Skip the pictures and repeat each line of the data exactly.
_ _ _ _
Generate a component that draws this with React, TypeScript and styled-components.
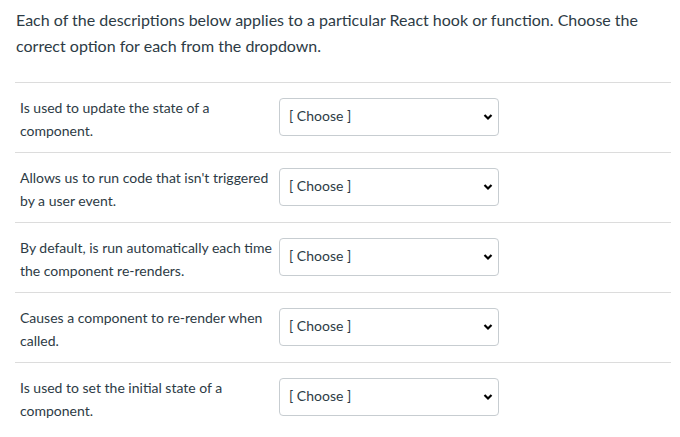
import React from "react";
import styled, { createGlobalStyle } from "styled-components";

const Global = createGlobalStyle`
  body {
    margin: 0;
    background: #fff;
    font-family: Lato, "Liberation Sans", sans-serif;
    color: #2d3b45;
  }
`;

const Page = styled.div`
  padding: 7px 9px 0 15px;
`;

const Intro = styled.p`
  margin: 0 0 23px 1px;
  font-size: 16px;
  line-height: 26px;
`;

const Row = styled.div`
  display: flex;
  align-items: flex-start;
  height: 70px;
  box-sizing: border-box;
  border-top: 1px solid #dcdcdc;
  padding: 13px 0 0 5px;
`;

const Label = styled.div`
  width: 259px;
  flex-shrink: 0;
  font-size: 14px;
  line-height: 23px;
`;

const SelectBox = styled.div`
  position: relative;
  flex-shrink: 0;
  margin-top: 2px;
  width: 220px;
  height: 38px;
`;

const Select = styled.select`
  appearance: none;
  width: 100%;
  height: 100%;
  box-sizing: border-box;
  border: 1px solid #c7cdd1;
  border-radius: 4px;
  background: #fff;
  padding: 0 30px 4px 9px;
  font-family: Lato, "Liberation Sans", sans-serif;
  font-size: 14px;
  color: #2d3b45;
`;

const Arrow = styled.svg`
  position: absolute;
  right: 6px;
  top: 15px;
  pointer-events: none;
`;

const items = [
  "Is used to update the state of a component.",
  "Allows us to run code that isn't triggered by a user event.",
  "By default, is run automatically each time the component re-renders.",
  "Causes a component to re-render when called.",
  "Is used to set the initial state of a component.",
];

const App = () => {
  return (
    <Page>
      <Global />
      <Intro>
        Each of the descriptions below applies to a particular React hook or
        function. Choose the correct option for each from the dropdown.
      </Intro>
      {items.map((text) => (
        <Row key={text}>
          <Label>{text}</Label>
          <SelectBox>
            <Select defaultValue="">
              <option value="">[ Choose ]</option>
              <option>useState</option>
              <option>useEffect</option>
            </Select>
            <Arrow width="10" height="8" viewBox="0 0 10 8">
              <path d="M1.5 2 L5 5.5 L8.5 2" fill="none" stroke="#000" strokeWidth="2.2" />
            </Arrow>
          </SelectBox>
        </Row>
      ))}
    </Page>
  );
};

export default App;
_ _ _ _
* Exercise output *
Generate a component that draws this with React, TypeScript and styled-components.
import React from "react";
import styled, { createGlobalStyle } from "styled-components";

const Global = createGlobalStyle`
  body {
    margin: 0;
    background: #fff;
    font-family: Lato, "Liberation Sans", sans-serif;
    color: #2d3b45;
  }
`;

const Page = styled.div`
  padding: 7px 9px 0 15px;
`;

const Intro = styled.p`
  margin: 0 0 23px 1px;
  font-size: 16px;
  line-height: 26px;
`;

const Row = styled.div`
  display: flex;
  align-items: flex-start;
  height: 70px;
  box-sizing: border-box;
  border-top: 1px solid #dcdcdc;
  padding: 13px 0 0 5px;
`;

const Label = styled.div`
  width: 259px;
  flex-shrink: 0;
  font-size: 14px;
  line-height: 23px;
`;

const SelectBox = styled.div`
  position: relative;
  flex-shrink: 0;
  margin-top: 2px;
  width: 220px;
  height: 38px;
`;

const Select = styled.select`
  appearance: none;
  width: 100%;
  height: 100%;
  box-sizing: border-box;
  border: 1px solid #c7cdd1;
  border-radius: 4px;
  background: #fff;
  padding: 0 30px 4px 9px;
  font-family: Lato, "Liberation Sans", sans-serif;
  font-size: 14px;
  color: #2d3b45;
`;

const Arrow = styled.svg`
  position: absolute;
  right: 6px;
  top: 15px;
  pointer-events: none;
`;

const items = [
  "Is used to update the state of a component.",
  "Allows us to run code that isn't triggered by a user event.",
  "By default, is run automatically each time the component re-renders.",
  "Causes a component to re-render when called.",
  "Is used to set the initial state of a component.",
];

const App = () => {
  return (
    <Page>
      <Global />
      <Intro>
        Each of the descriptions below applies to a particular React hook or
        function. Choose the correct option for each from the dropdown.
      </Intro>
      {items.map((text) => (
        <Row key={text}>
          <Label>{text}</Label>
          <SelectBox>
            <Select defaultValue="">
              <option value="">[ Choose ]</option>
              <option>useState</option>
              <option>useEffect</option>
            </Select>
            <Arrow width="10" height="8" viewBox="0 0 10 8">
              <path d="M1.5 2 L5 5.5 L8.5 2" fill="none" stroke="#000" strokeWidth="2.2" />
            </Arrow>
          </SelectBox>
        </Row>
      ))}
    </Page>
  );
};

export default App;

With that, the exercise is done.